Provided material
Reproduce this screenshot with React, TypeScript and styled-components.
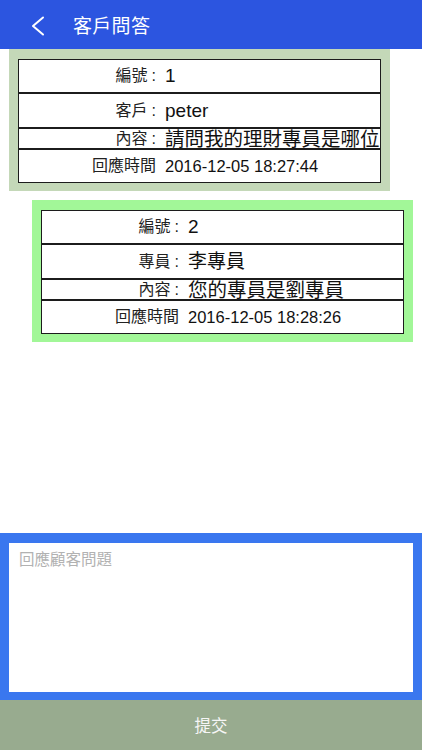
import React from "react";
import styled, { createGlobalStyle } from "styled-components";

const GlobalStyle = createGlobalStyle`
  html, body { margin: 0; padding: 0; background: #ffffff; }
  body { font-family: "Liberation Sans", "Noto Sans CJK TC", sans-serif; }
  * { box-sizing: border-box; }
`;

const Page = styled.div`
  width: 422px;
  height: 750px;
  display: flex;
  flex-direction: column;
  overflow: hidden;
  background: #ffffff;
`;

const Header = styled.header`
  height: 49px;
  flex: none;
  background: #2c55e0;
  display: flex;
  align-items: center;
  padding-left: 28px;
  color: #ffffff;
`;

const BackButton = styled.button`
  width: 20px;
  height: 24px;
  padding: 0;
  border: none;
  background: transparent;
  display: flex;
  align-items: center;
  justify-content: center;
  margin-right: 25px;
  margin-top: 2px;
`;

const Title = styled.h1`
  margin: 0;
  font-size: 19px;
  font-weight: 400;
  letter-spacing: 0.3px;
  line-height: 1;
  margin-top: 3px;
`;

const Feed = styled.main`
  flex: 1;
  display: flex;
  flex-direction: column;
  gap: 9px;
`;

const Card = styled.section<{ $bg: string; $offset: number }>`
  width: 381px;
  margin-left: ${(p) => p.$offset}px;
  padding: 10px 9px 8px;
  background: ${(p) => p.$bg};
`;

const Table = styled.div`
  display: flex;
  flex-direction: column;
  background: #ffffff;
`;

const Row = styled.div<{ $h: number }>`
  height: ${(p) => p.$h}px;
  display: flex;
  align-items: center;
  border: 1px solid #1c1c1c;
  color: #1a1a1a;
`;

const Label = styled.div`
  width: 137px;
  flex: none;
  text-align: right;
  font-size: 16px;
  line-height: 18px;
  color: #222222;
  white-space: nowrap;
`;

const Colon = styled.span`
  margin-left: 4px;
  font-family: "Liberation Sans", sans-serif;
`;

const Value = styled.div<{ $size: number }>`
  margin-left: 9px;
  font-size: ${(p) => p.$size}px;
  line-height: 20px;
  white-space: nowrap;
  color: #111111;
`;

const Composer = styled.div`
  flex: none;
  background: #3a77ef;
  padding: 10px 9px 8px;
`;

const Input = styled.textarea`
  display: block;
  width: 100%;
  height: 149px;
  border: none;
  outline: none;
  resize: none;
  background: #ffffff;
  padding: 7px 10px;
  font-family: "Liberation Sans", "Noto Sans CJK TC", sans-serif;
  font-size: 15.5px;
  line-height: 20px;
  color: #333333;
  &::placeholder { color: #b2b2b2; }
`;

const Submit = styled.button`
  flex: none;
  height: 50px;
  width: 100%;
  border: none;
  background: #98ab8f;
  color: #f6f6f6;
  font-family: "Liberation Sans", "Noto Sans CJK TC", sans-serif;
  font-size: 16.5px;
  padding: 0;
  padding-bottom: 1px;
`;

type Item = {
  who: string;
  name: string;
  id: string;
  content: string;
  time: string;
  bg: string;
  offset: number;
};

const items: Item[] = [
  {
    who: "客戶",
    name: "peter",
    id: "1",
    content: "請問我的理財專員是哪位",
    time: "2016-12-05 18:27:44",
    bg: "#c4d8b8",
    offset: 9,
  },
  {
    who: "專員",
    name: "李專員",
    id: "2",
    content: "您的專員是劉專員",
    time: "2016-12-05 18:28:26",
    bg: "#a2f798",
    offset: 32,
  },
];

const Chevron = () => (
  <svg width="18" height="22" viewBox="0 0 18 22" fill="none">
    <polyline
      points="14,2.5 4,11 14,19.5"
      stroke="#ffffff"
      strokeWidth="2"
      strokeLinecap="round"
      strokeLinejoin="round"
    />
  </svg>
);

export default function App() {
  return (
    <>
      <GlobalStyle />
      <Page>
        <Header>
          <BackButton aria-label="back">
            <Chevron />
          </BackButton>
          <Title>客戶問答</Title>
        </Header>
        <Feed>
          {items.map((it) => (
            <Card key={it.id} $bg={it.bg} $offset={it.offset}>
              <Table>
                <Row $h={34}>
                  <Label>
                    編號<Colon>:</Colon>
                  </Label>
                  <Value $size={19}>{it.id}</Value>
                </Row>
                <Row $h={35}>
                  <Label>
                    {it.who}
                    <Colon>:</Colon>
                  </Label>
                  <Value $size={19}>{it.name}</Value>
                </Row>
                <Row $h={21}>
                  <Label>
                    內容<Colon>:</Colon>
                  </Label>
                  <Value $size={19.5}>{it.content}</Value>
                </Row>
                <Row $h={34}>
                  <Label>回應時間</Label>
                  <Value $size={16.5}>{it.time}</Value>
                </Row>
              </Table>
            </Card>
          ))}
        </Feed>
        <Composer>
          <Input placeholder="回應顧客問題" />
        </Composer>
        <Submit>提交</Submit>
      </Page>
    </>
  );
}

What you need to do
Repeat verbatim all the material, but not the pictures.

Task result
Reproduce this screenshot with React, TypeScript and styled-components.
import React from "react";
import styled, { createGlobalStyle } from "styled-components";

const GlobalStyle = createGlobalStyle`
  html, body { margin: 0; padding: 0; background: #ffffff; }
  body { font-family: "Liberation Sans", "Noto Sans CJK TC", sans-serif; }
  * { box-sizing: border-box; }
`;

const Page = styled.div`
  width: 422px;
  height: 750px;
  display: flex;
  flex-direction: column;
  overflow: hidden;
  background: #ffffff;
`;

const Header = styled.header`
  height: 49px;
  flex: none;
  background: #2c55e0;
  display: flex;
  align-items: center;
  padding-left: 28px;
  color: #ffffff;
`;

const BackButton = styled.button`
  width: 20px;
  height: 24px;
  padding: 0;
  border: none;
  background: transparent;
  display: flex;
  align-items: center;
  justify-content: center;
  margin-right: 25px;
  margin-top: 2px;
`;

const Title = styled.h1`
  margin: 0;
  font-size: 19px;
  font-weight: 400;
  letter-spacing: 0.3px;
  line-height: 1;
  margin-top: 3px;
`;

const Feed = styled.main`
  flex: 1;
  display: flex;
  flex-direction: column;
  gap: 9px;
`;

const Card = styled.section<{ $bg: string; $offset: number }>`
  width: 381px;
  margin-left: ${(p) => p.$offset}px;
  padding: 10px 9px 8px;
  background: ${(p) => p.$bg};
`;

const Table = styled.div`
  display: flex;
  flex-direction: column;
  background: #ffffff;
`;

const Row = styled.div<{ $h: number }>`
  height: ${(p) => p.$h}px;
  display: flex;
  align-items: center;
  border: 1px solid #1c1c1c;
  color: #1a1a1a;
`;

const Label = styled.div`
  width: 137px;
  flex: none;
  text-align: right;
  font-size: 16px;
  line-height: 18px;
  color: #222222;
  white-space: nowrap;
`;

const Colon = styled.span`
  margin-left: 4px;
  font-family: "Liberation Sans", sans-serif;
`;

const Value = styled.div<{ $size: number }>`
  margin-left: 9px;
  font-size: ${(p) => p.$size}px;
  line-height: 20px;
  white-space: nowrap;
  color: #111111;
`;

const Composer = styled.div`
  flex: none;
  background: #3a77ef;
  padding: 10px 9px 8px;
`;

const Input = styled.textarea`
  display: block;
  width: 100%;
  height: 149px;
  border: none;
  outline: none;
  resize: none;
  background: #ffffff;
  padding: 7px 10px;
  font-family: "Liberation Sans", "Noto Sans CJK TC", sans-serif;
  font-size: 15.5px;
  line-height: 20px;
  color: #333333;
  &::placeholder { color: #b2b2b2; }
`;

const Submit = styled.button`
  flex: none;
  height: 50px;
  width: 100%;
  border: none;
  background: #98ab8f;
  color: #f6f6f6;
  font-family: "Liberation Sans", "Noto Sans CJK TC", sans-serif;
  font-size: 16.5px;
  padding: 0;
  padding-bottom: 1px;
`;

type Item = {
  who: string;
  name: string;
  id: string;
  content: string;
  time: string;
  bg: string;
  offset: number;
};

const items: Item[] = [
  {
    who: "客戶",
    name: "peter",
    id: "1",
    content: "請問我的理財專員是哪位",
    time: "2016-12-05 18:27:44",
    bg: "#c4d8b8",
    offset: 9,
  },
  {
    who: "專員",
    name: "李專員",
    id: "2",
    content: "您的專員是劉專員",
    time: "2016-12-05 18:28:26",
    bg: "#a2f798",
    offset: 32,
  },
];

const Chevron = () => (
  <svg width="18" height="22" viewBox="0 0 18 22" fill="none">
    <polyline
      points="14,2.5 4,11 14,19.5"
      stroke="#ffffff"
      strokeWidth="2"
      strokeLinecap="round"
      strokeLinejoin="round"
    />
  </svg>
);

export default function App() {
  return (
    <>
      <GlobalStyle />
      <Page>
        <Header>
          <BackButton aria-label="back">
            <Chevron />
          </BackButton>
          <Title>客戶問答</Title>
        </Header>
        <Feed>
          {items.map((it) => (
            <Card key={it.id} $bg={it.bg} $offset={it.offset}>
              <Table>
                <Row $h={34}>
                  <Label>
                    編號<Colon>:</Colon>
                  </Label>
                  <Value $size={19}>{it.id}</Value>
                </Row>
                <Row $h={35}>
                  <Label>
                    {it.who}
                    <Colon>:</Colon>
                  </Label>
                  <Value $size={19}>{it.name}</Value>
                </Row>
                <Row $h={21}>
                  <Label>
                    內容<Colon>:</Colon>
                  </Label>
                  <Value $size={19.5}>{it.content}</Value>
                </Row>
                <Row $h={34}>
                  <Label>回應時間</Label>
                  <Value $size={16.5}>{it.time}</Value>
                </Row>
              </Table>
            </Card>
          ))}
        </Feed>
        <Composer>
          <Input placeholder="回應顧客問題" />
        </Composer>
        <Submit>提交</Submit>
      </Page>
    </>
  );
}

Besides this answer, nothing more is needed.